begin

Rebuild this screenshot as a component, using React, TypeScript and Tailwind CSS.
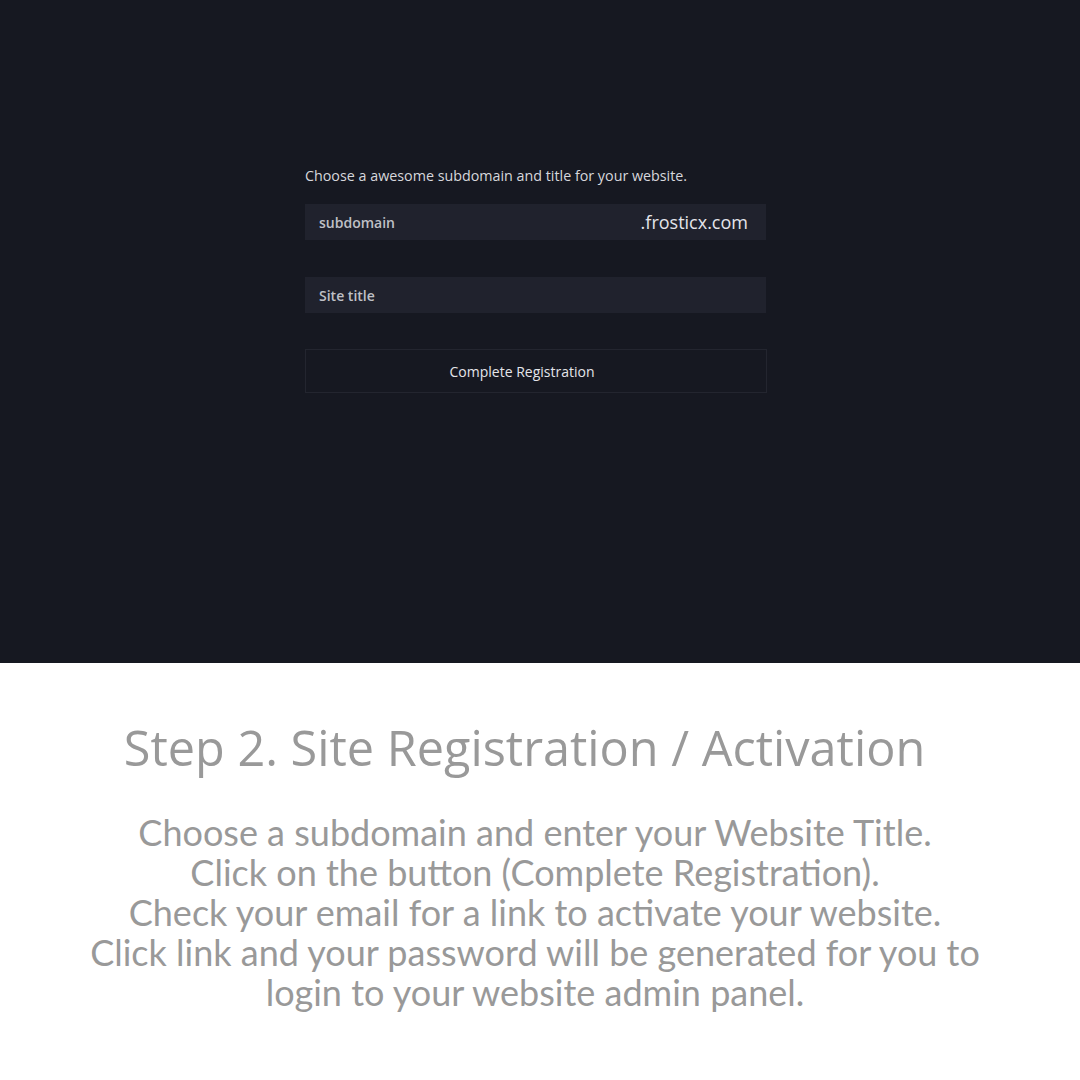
export default function App() {
  return (
    <div className="w-[1080px] h-[1080px] bg-white flex flex-col">
      <div className="h-[663px] bg-[#161821] flex flex-col items-start pl-[305px] pt-[166px]">
        <div className="w-[462px] flex flex-col" style={{ fontFamily: '"Open Sans", sans-serif' }}>
          <p className="text-[14.3px] leading-[20px] text-[#d6d7dc]">
            Choose a awesome subdomain and title for your website.
          </p>
          <div className="mt-[18px] h-[36px] w-[461px] bg-[#20222d] flex items-center justify-between pl-[14px] pr-[18px]">
            <span className="text-[14px] font-semibold text-[#bfc0c6]">subdomain</span>
            <span className="text-[18px] text-[#e4e5ea]">.frosticx.com</span>
          </div>
          <div className="mt-[37px] h-[36px] w-[461px] bg-[#20222d] flex items-center pl-[14px]">
            <span className="text-[14px] font-semibold text-[#bfc0c6]">Site title</span>
          </div>
          <button className="mt-[36px] h-[44px] w-[462px] border border-[#23252f] flex items-center justify-center pr-[28px] text-[14px] text-[#e4e5ea]">
            Complete Registration
          </button>
        </div>
      </div>
      <div className="flex flex-col items-center pt-[54px] text-[#999999]">
        <h1 className="text-[48.6px] leading-[60px] pr-[31px]" style={{ fontFamily: '"Open Sans", sans-serif' }}>
          Step 2. Site Registration / Activation
        </h1>
        <div className="mt-[35px] pr-[10px] text-center text-[36px] leading-[40px]" style={{ fontFamily: 'Lato, sans-serif' }}>
          <p>Choose a subdomain and enter your Website Title.</p>
          <p>Click on the button (Complete Registration).</p>
          <p>Check your email for a link to activate your website.</p>
          <p>Click link and your password will be generated for you to</p>
          <p>login to your website admin panel.</p>
        </div>
      </div>
    </div>
  );
}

end

Copy out every line of the material above exactly, skipping the pictures.

▸ SOLUTION FOR THIS PROBLEM:
Rebuild this screenshot as a component, using React, TypeScript and Tailwind CSS.
export default function App() {
  return (
    <div className="w-[1080px] h-[1080px] bg-white flex flex-col">
      <div className="h-[663px] bg-[#161821] flex flex-col items-start pl-[305px] pt-[166px]">
        <div className="w-[462px] flex flex-col" style={{ fontFamily: '"Open Sans", sans-serif' }}>
          <p className="text-[14.3px] leading-[20px] text-[#d6d7dc]">
            Choose a awesome subdomain and title for your website.
          </p>
          <div className="mt-[18px] h-[36px] w-[461px] bg-[#20222d] flex items-center justify-between pl-[14px] pr-[18px]">
            <span className="text-[14px] font-semibold text-[#bfc0c6]">subdomain</span>
            <span className="text-[18px] text-[#e4e5ea]">.frosticx.com</span>
          </div>
          <div className="mt-[37px] h-[36px] w-[461px] bg-[#20222d] flex items-center pl-[14px]">
            <span className="text-[14px] font-semibold text-[#bfc0c6]">Site title</span>
          </div>
          <button className="mt-[36px] h-[44px] w-[462px] border border-[#23252f] flex items-center justify-center pr-[28px] text-[14px] text-[#e4e5ea]">
            Complete Registration
          </button>
        </div>
      </div>
      <div className="flex flex-col items-center pt-[54px] text-[#999999]">
        <h1 className="text-[48.6px] leading-[60px] pr-[31px]" style={{ fontFamily: '"Open Sans", sans-serif' }}>
          Step 2. Site Registration / Activation
        </h1>
        <div className="mt-[35px] pr-[10px] text-center text-[36px] leading-[40px]" style={{ fontFamily: 'Lato, sans-serif' }}>
          <p>Choose a subdomain and enter your Website Title.</p>
          <p>Click on the button (Complete Registration).</p>
          <p>Check your email for a link to activate your website.</p>
          <p>Click link and your password will be generated for you to</p>
          <p>login to your website admin panel.</p>
        </div>
      </div>
    </div>
  );
}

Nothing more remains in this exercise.